▶ CHALLENGE
Please, without the pictures, retype exactly the lines from the start of the material through the line that holds "text-[20px] leading-[28px] font-bold".

▶ DATA SHOWN
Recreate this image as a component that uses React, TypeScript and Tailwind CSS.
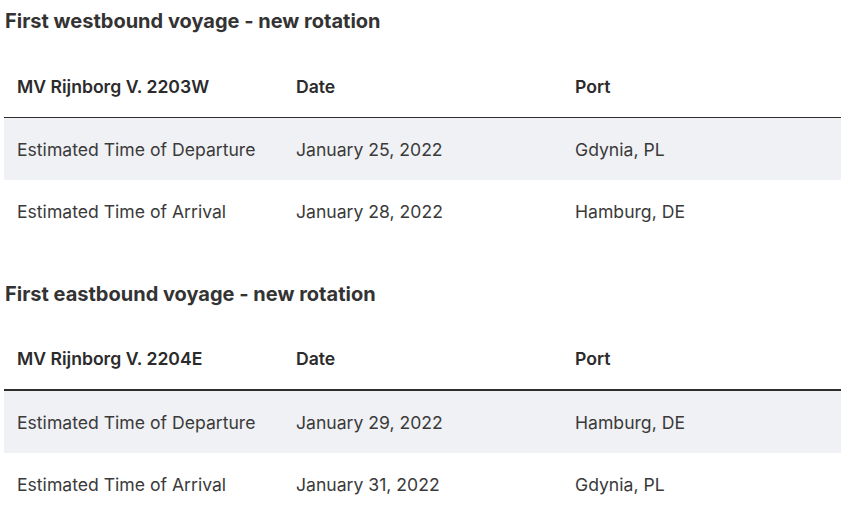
const voyages = [
  {
    title: "First westbound voyage - new rotation",
    vessel: "MV Rijnborg V. 2203W",
    border: "border-b",
    rows: [
      ["Estimated Time of Departure", "January 25, 2022", "Gdynia, PL"],
      ["Estimated Time of Arrival", "January 28, 2022", "Hamburg, DE"],
    ],
  },
  {
    title: "First eastbound voyage - new rotation",
    vessel: "MV Rijnborg V. 2204E",
    border: "border-b-2",
    rows: [
      ["Estimated Time of Departure", "January 29, 2022", "Hamburg, DE"],
      ["Estimated Time of Arrival", "January 31, 2022", "Gdynia, PL"],
    ],
  },
];

export default function App() {
  return (
    <div className="bg-white min-h-screen px-1 pt-[7px] text-[#333] font-['Inter',sans-serif]">
      {voyages.map((v, i) => (
        <section key={i} className={i > 0 ? "mt-[37px]" : ""}>
          <h2 className="pl-px text-[20px] leading-[28px] font-bold text-[#333]">{v.title}</h2>

          <table className="mt-5 w-[837px] table-fixed border-collapse">
            <thead>
              <tr className={`${v.border} border-[#2d2d2d]`}>
                <th className="h-[62px] pl-[13px] pt-[2px] text-left text-[17.6px] font-semibold text-[#2b2b2b]">{v.vessel}</th>
                <th className="h-[62px] pl-[13px] pt-[2px] text-left text-[17.6px] font-semibold text-[#2b2b2b]">Date</th>
                <th className="h-[62px] pl-[13px] pt-[2px] text-left text-[17.6px] font-semibold text-[#2b2b2b]">Port</th>
              </tr>
            </thead>
            <tbody>
              {v.rows.map((r, j) => (
                <tr key={j} className={j % 2 === 0 ? "bg-[#f0f1f5]" : ""}>
                  {r.map((c, k) => (
                    <td key={k} className="h-[63px] pl-[13px] pt-[2px] text-[17.6px] text-[#3a3a3a]">
                      {c}
                    </td>
                  ))}
                </tr>
              ))}
            </tbody>
          </table>
        </section>
      ))}
    </div>
  );
}
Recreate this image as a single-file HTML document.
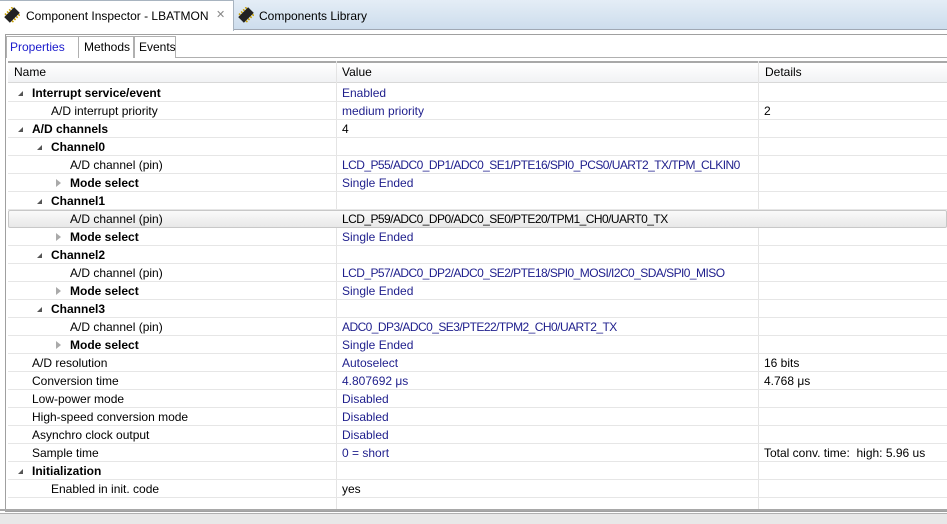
<!DOCTYPE html>
<html><head><meta charset="utf-8"><style>
*{margin:0;padding:0;box-sizing:border-box}
body{width:947px;height:524px;overflow:hidden;background:#fff;font-family:"Liberation Sans",Arial,sans-serif;font-size:12px;color:#000;position:relative}
.topbar{position:absolute;left:0;top:0;width:947px;height:30px;background:linear-gradient(#e4edf6,#cddded);border-bottom:1px solid #a0a8b4}
.tab1{position:absolute;left:0;top:0;width:234px;height:31px;background:#fff;border-right:1px solid #a8b4c0;border-top:1px solid #a8b4c0}
.t{position:absolute;white-space:nowrap}
.panel{position:absolute;left:5px;top:34px;width:942px;height:478px;border:1px solid #a0a0a0;border-right:none}
.itab{position:absolute;top:36px;height:22px;border:1px solid #b0b0b0;border-bottom:none;background:#fff}
.hdr{position:absolute;left:8px;top:61px;width:939px;height:22px;background:linear-gradient(#fff,#f1f2f4);border-top:2px solid #a8a8a8;border-bottom:1px solid #d8d8d8}
.row{position:absolute;left:8px;width:939px;height:18px;border-bottom:1px solid #e6e6e6}
.vl{position:absolute;top:61px;width:1px;height:448px;background:#e4e4e4}
.v{color:#1e1e8c}
.p{letter-spacing:-0.55px}
.b{font-weight:bold}
.tri{position:absolute;width:0;height:0;border-left:5px solid transparent;border-bottom:5px solid #555;top:7px}
.tro{position:absolute;width:0;height:0;border-top:4px solid transparent;border-bottom:4px solid transparent;border-left:5px solid #aaa;top:5px}
</style></head><body>
<div class="topbar"></div>
<div class="tab1"></div>
<svg style="position:absolute;left:4px;top:7px" width="16" height="16"><g transform="rotate(45 8 8)"><rect x="4" y="1" width="8" height="14" fill="#222"/><g stroke="#c8a000" stroke-width="1.5"><line x1="2" y1="3" x2="4" y2="3"/><line x1="2" y1="6" x2="4" y2="6"/><line x1="2" y1="9" x2="4" y2="9"/><line x1="2" y1="12" x2="4" y2="12"/><line x1="12" y1="3" x2="14" y2="3"/><line x1="12" y1="6" x2="14" y2="6"/><line x1="12" y1="9" x2="14" y2="9"/><line x1="12" y1="12" x2="14" y2="12"/></g></g></svg>
<div class="t" style="left:26px;top:9px">Component Inspector - LBATMON</div>
<div class="t" style="left:216px;top:8px;color:#888;font-size:11px">✕</div>
<svg style="position:absolute;left:238px;top:7px" width="16" height="16"><g transform="rotate(45 8 8)"><rect x="4" y="1" width="8" height="14" fill="#222"/><g stroke="#c8a000" stroke-width="1.5"><line x1="2" y1="3" x2="4" y2="3"/><line x1="2" y1="6" x2="4" y2="6"/><line x1="2" y1="9" x2="4" y2="9"/><line x1="2" y1="12" x2="4" y2="12"/><line x1="12" y1="3" x2="14" y2="3"/><line x1="12" y1="6" x2="14" y2="6"/><line x1="12" y1="9" x2="14" y2="9"/><line x1="12" y1="12" x2="14" y2="12"/></g></g></svg>
<div class="t" style="left:259px;top:9px">Components Library</div>
<div class="panel"></div>
<div style="position:absolute;left:0;top:513px;width:947px;height:11px;background:#e8e8e8;border-top:1px solid #b0b0b0"></div>
<div class="itab" style="left:6px;width:72px;border-right:none"></div>
<div class="itab" style="left:78px;width:56px"></div>
<div class="itab" style="left:134px;width:42px"></div>
<div style="position:absolute;left:176px;top:57px;width:771px;height:1px;background:#b0b0b0"></div>
<div class="t" style="left:10px;top:40px;color:#1a1acc">Properties</div>
<div class="t" style="left:84px;top:40px">Methods</div>
<div class="t" style="left:139px;top:40px">Events</div>
<div class="hdr"></div>
<div class="t" style="left:14px;top:65px">Name</div>
<div class="t" style="left:342px;top:65px">Value</div>
<div class="t" style="left:765px;top:65px">Details</div>
<div class="vl" style="left:336px"></div>
<div class="vl" style="left:758px"></div>
<div class="row" style="top:84px"><i class="tri" style="left:10px"></i><span class="t b" style="left:24px;top:2px">Interrupt service/event</span><span class="t v" style="left:334px;top:2px">Enabled</span></div>
<div class="row" style="top:102px"><span class="t" style="left:43px;top:2px">A/D interrupt priority</span><span class="t v" style="left:334px;top:2px">medium priority</span><span class="t" style="left:756px;top:2px">2</span></div>
<div class="row" style="top:120px"><i class="tri" style="left:10px"></i><span class="t b" style="left:24px;top:2px">A/D channels</span><span class="t" style="left:334px;top:2px">4</span></div>
<div class="row" style="top:138px"><i class="tri" style="left:29px"></i><span class="t b" style="left:43px;top:2px">Channel0</span></div>
<div class="row" style="top:156px"><span class="t" style="left:62px;top:2px">A/D channel (pin)</span><span class="t v p" style="left:334px;top:2px">LCD_P55/ADC0_DP1/ADC0_SE1/PTE16/SPI0_PCS0/UART2_TX/TPM_CLKIN0</span></div>
<div class="row" style="top:174px"><i class="tro" style="left:48px"></i><span class="t b" style="left:62px;top:2px">Mode select</span><span class="t v" style="left:334px;top:2px">Single Ended</span></div>
<div class="row" style="top:192px"><i class="tri" style="left:29px"></i><span class="t b" style="left:43px;top:2px">Channel1</span></div>
<div class="row" style="top:210px;background:linear-gradient(#fafafa,#e8e8e8);border:1px solid #c8c8c8;border-radius:2px"><span class="t" style="left:61px;top:1px">A/D channel (pin)</span><span class="t p" style="left:333px;top:1px">LCD_P59/ADC0_DP0/ADC0_SE0/PTE20/TPM1_CH0/UART0_TX</span></div>
<div class="row" style="top:228px"><i class="tro" style="left:48px"></i><span class="t b" style="left:62px;top:2px">Mode select</span><span class="t v" style="left:334px;top:2px">Single Ended</span></div>
<div class="row" style="top:246px"><i class="tri" style="left:29px"></i><span class="t b" style="left:43px;top:2px">Channel2</span></div>
<div class="row" style="top:264px"><span class="t" style="left:62px;top:2px">A/D channel (pin)</span><span class="t v p" style="left:334px;top:2px">LCD_P57/ADC0_DP2/ADC0_SE2/PTE18/SPI0_MOSI/I2C0_SDA/SPI0_MISO</span></div>
<div class="row" style="top:282px"><i class="tro" style="left:48px"></i><span class="t b" style="left:62px;top:2px">Mode select</span><span class="t v" style="left:334px;top:2px">Single Ended</span></div>
<div class="row" style="top:300px"><i class="tri" style="left:29px"></i><span class="t b" style="left:43px;top:2px">Channel3</span></div>
<div class="row" style="top:318px"><span class="t" style="left:62px;top:2px">A/D channel (pin)</span><span class="t v p" style="left:334px;top:2px">ADC0_DP3/ADC0_SE3/PTE22/TPM2_CH0/UART2_TX</span></div>
<div class="row" style="top:336px"><i class="tro" style="left:48px"></i><span class="t b" style="left:62px;top:2px">Mode select</span><span class="t v" style="left:334px;top:2px">Single Ended</span></div>
<div class="row" style="top:354px"><span class="t" style="left:24px;top:2px">A/D resolution</span><span class="t v" style="left:334px;top:2px">Autoselect</span><span class="t" style="left:756px;top:2px">16 bits</span></div>
<div class="row" style="top:372px"><span class="t" style="left:24px;top:2px">Conversion time</span><span class="t v" style="left:334px;top:2px">4.807692 μs</span><span class="t" style="left:756px;top:2px">4.768 μs</span></div>
<div class="row" style="top:390px"><span class="t" style="left:24px;top:2px">Low-power mode</span><span class="t v" style="left:334px;top:2px">Disabled</span></div>
<div class="row" style="top:408px"><span class="t" style="left:24px;top:2px">High-speed conversion mode</span><span class="t v" style="left:334px;top:2px">Disabled</span></div>
<div class="row" style="top:426px"><span class="t" style="left:24px;top:2px">Asynchro clock output</span><span class="t v" style="left:334px;top:2px">Disabled</span></div>
<div class="row" style="top:444px"><span class="t" style="left:24px;top:2px">Sample time</span><span class="t v" style="left:334px;top:2px">0 = short</span><span class="t" style="left:756px;top:2px">Total conv. time:&nbsp; high: 5.96 us</span></div>
<div class="row" style="top:462px"><i class="tri" style="left:10px"></i><span class="t b" style="left:24px;top:2px">Initialization</span></div>
<div class="row" style="top:480px"><span class="t" style="left:43px;top:2px">Enabled in init. code</span><span class="t" style="left:334px;top:2px">yes</span></div>
<div class="row" style="top:498px;border-bottom:none"></div>
<div style="position:absolute;left:0;top:509px;width:947px;height:2px;background:#a8a8a8"></div>
</body></html>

▶ ANSWER TO THIS EXERCISE
Recreate this image as a component that uses React, TypeScript and Tailwind CSS.
const voyages = [
  {
    title: "First westbound voyage - new rotation",
    vessel: "MV Rijnborg V. 2203W",
    border: "border-b",
    rows: [
      ["Estimated Time of Departure", "January 25, 2022", "Gdynia, PL"],
      ["Estimated Time of Arrival", "January 28, 2022", "Hamburg, DE"],
    ],
  },
  {
    title: "First eastbound voyage - new rotation",
    vessel: "MV Rijnborg V. 2204E",
    border: "border-b-2",
    rows: [
      ["Estimated Time of Departure", "January 29, 2022", "Hamburg, DE"],
      ["Estimated Time of Arrival", "January 31, 2022", "Gdynia, PL"],
    ],
  },
];

export default function App() {
  return (
    <div className="bg-white min-h-screen px-1 pt-[7px] text-[#333] font-['Inter',sans-serif]">
      {voyages.map((v, i) => (
        <section key={i} className={i > 0 ? "mt-[37px]" : ""}>
          <h2 className="pl-px text-[20px] leading-[28px] font-bold text-[#333]">{v.title}</h2>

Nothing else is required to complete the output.